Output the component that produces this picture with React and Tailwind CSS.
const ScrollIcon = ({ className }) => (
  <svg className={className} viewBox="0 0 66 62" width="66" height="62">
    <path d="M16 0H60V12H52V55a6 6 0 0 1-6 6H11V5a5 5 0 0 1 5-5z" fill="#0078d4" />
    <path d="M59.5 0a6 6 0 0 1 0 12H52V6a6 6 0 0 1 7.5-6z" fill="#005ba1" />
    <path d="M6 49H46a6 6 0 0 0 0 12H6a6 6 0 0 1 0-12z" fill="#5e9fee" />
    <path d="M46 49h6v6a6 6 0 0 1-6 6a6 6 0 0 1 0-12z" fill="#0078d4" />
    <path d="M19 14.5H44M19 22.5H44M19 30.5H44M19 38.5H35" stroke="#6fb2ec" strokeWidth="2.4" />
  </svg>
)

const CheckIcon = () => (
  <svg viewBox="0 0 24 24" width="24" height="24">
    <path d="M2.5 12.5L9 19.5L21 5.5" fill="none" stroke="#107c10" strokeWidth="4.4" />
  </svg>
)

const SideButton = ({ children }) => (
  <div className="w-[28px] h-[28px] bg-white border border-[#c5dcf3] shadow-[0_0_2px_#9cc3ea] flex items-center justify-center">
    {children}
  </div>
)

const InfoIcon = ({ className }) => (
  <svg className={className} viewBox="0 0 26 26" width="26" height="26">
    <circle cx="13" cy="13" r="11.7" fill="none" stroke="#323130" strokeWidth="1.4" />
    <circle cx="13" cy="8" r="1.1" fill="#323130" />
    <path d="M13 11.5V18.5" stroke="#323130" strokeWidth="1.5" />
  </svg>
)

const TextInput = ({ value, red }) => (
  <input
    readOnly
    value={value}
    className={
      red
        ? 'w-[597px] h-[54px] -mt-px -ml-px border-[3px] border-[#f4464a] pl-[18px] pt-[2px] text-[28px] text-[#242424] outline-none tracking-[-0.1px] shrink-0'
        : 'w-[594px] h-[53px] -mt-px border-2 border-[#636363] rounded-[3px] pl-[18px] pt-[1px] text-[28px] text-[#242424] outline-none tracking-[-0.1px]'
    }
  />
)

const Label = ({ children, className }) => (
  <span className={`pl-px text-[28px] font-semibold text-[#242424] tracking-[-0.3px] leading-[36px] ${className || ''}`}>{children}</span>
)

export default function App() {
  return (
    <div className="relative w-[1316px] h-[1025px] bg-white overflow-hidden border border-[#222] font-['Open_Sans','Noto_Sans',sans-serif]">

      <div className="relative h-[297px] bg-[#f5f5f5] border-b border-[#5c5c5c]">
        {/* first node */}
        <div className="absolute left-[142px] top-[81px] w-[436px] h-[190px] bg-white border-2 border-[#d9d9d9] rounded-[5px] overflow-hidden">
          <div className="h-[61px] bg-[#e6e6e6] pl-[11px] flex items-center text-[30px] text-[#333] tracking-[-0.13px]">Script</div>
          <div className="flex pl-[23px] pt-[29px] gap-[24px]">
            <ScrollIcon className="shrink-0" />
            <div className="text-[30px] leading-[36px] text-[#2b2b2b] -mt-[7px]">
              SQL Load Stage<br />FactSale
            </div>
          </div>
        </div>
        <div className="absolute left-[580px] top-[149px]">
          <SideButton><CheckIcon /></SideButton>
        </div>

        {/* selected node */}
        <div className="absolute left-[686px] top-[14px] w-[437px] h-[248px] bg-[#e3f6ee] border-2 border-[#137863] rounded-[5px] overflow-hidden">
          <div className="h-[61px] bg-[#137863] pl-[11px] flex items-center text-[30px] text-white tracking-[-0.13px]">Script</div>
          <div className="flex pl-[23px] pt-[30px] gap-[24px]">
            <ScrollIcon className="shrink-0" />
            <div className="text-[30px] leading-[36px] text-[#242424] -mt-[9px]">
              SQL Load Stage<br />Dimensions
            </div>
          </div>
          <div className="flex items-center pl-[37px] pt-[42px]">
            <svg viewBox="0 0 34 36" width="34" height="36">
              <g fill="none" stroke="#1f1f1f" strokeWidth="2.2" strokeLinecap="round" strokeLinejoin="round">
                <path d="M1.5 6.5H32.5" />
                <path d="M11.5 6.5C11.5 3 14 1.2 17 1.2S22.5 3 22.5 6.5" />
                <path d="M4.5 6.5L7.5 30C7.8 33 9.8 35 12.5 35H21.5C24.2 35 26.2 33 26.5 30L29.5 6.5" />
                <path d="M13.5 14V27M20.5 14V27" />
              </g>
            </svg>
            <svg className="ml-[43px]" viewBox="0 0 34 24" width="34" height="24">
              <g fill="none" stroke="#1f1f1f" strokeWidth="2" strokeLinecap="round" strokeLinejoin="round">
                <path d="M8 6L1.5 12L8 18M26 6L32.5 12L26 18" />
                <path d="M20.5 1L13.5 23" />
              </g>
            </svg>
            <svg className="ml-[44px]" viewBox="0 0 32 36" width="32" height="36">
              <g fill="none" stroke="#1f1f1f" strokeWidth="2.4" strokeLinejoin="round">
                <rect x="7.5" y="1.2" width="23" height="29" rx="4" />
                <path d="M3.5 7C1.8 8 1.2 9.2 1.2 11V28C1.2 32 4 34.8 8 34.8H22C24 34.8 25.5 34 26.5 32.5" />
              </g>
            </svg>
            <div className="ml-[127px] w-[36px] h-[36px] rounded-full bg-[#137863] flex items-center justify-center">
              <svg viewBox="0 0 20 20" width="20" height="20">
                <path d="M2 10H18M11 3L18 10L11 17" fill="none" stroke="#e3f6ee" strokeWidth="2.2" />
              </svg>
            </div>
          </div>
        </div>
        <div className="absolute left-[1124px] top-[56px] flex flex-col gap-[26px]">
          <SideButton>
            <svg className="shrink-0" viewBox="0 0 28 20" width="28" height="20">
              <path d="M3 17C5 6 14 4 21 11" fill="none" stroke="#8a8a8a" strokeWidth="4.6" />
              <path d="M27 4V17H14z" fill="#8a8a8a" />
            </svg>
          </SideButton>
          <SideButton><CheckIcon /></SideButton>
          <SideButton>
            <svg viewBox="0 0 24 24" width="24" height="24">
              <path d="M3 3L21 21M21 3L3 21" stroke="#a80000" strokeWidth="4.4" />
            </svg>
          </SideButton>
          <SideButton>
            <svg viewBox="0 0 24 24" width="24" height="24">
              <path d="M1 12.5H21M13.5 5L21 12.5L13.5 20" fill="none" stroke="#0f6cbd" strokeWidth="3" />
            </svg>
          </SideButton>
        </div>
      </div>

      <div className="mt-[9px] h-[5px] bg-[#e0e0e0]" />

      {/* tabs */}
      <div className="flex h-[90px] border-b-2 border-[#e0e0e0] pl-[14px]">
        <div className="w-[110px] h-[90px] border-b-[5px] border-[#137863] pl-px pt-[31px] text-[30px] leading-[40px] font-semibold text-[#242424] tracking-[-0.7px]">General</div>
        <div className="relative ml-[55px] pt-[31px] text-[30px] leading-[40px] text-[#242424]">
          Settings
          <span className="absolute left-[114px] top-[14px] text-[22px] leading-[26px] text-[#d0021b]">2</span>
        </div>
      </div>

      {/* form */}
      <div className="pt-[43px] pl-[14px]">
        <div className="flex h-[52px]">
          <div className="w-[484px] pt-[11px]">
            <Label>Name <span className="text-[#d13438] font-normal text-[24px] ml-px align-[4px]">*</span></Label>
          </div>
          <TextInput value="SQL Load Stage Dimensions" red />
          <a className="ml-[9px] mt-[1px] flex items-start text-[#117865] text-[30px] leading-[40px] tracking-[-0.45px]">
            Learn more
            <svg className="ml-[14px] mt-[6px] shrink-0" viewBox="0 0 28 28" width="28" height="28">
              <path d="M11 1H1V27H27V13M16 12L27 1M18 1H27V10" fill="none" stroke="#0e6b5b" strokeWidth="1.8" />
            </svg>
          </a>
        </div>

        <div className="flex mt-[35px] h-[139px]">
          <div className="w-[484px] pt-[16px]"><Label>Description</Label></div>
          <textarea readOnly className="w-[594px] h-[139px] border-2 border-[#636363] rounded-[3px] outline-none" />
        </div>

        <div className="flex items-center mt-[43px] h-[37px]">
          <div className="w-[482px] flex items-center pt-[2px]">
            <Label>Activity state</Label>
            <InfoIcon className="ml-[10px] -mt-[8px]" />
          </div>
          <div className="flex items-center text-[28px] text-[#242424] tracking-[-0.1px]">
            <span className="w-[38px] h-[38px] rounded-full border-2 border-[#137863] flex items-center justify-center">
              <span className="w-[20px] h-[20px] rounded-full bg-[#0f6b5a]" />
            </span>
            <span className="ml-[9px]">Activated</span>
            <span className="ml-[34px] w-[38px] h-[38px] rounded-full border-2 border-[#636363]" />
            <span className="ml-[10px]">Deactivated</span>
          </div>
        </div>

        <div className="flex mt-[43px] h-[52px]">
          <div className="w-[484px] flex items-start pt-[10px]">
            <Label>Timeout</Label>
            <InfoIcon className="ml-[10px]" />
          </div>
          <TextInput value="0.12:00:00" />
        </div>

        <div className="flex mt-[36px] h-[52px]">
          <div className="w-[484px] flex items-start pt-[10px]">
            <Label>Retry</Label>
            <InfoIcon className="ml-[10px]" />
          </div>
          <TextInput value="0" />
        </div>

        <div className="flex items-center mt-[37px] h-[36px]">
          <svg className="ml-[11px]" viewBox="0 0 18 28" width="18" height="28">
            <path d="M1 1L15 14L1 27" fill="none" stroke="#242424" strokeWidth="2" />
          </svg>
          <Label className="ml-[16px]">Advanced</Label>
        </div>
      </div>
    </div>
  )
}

· · · · ·

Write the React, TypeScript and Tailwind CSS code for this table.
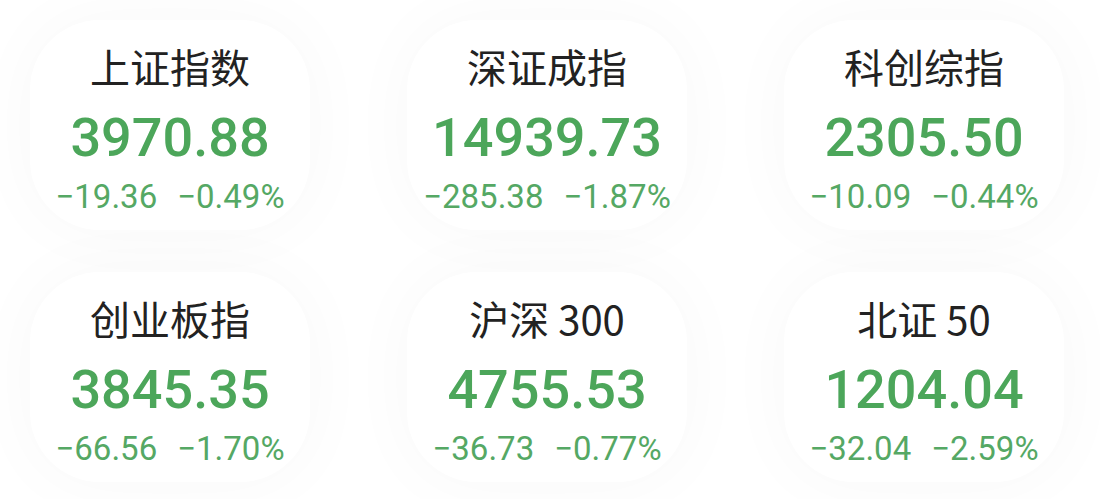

· · · · ·

» GIVEN REQUEST: Make a copy of each line that contains the string "React".

» COMPLETE ANSWER:
Output the component that produces this picture with React and Tailwind CSS.
Write the React, TypeScript and Tailwind CSS code for this table.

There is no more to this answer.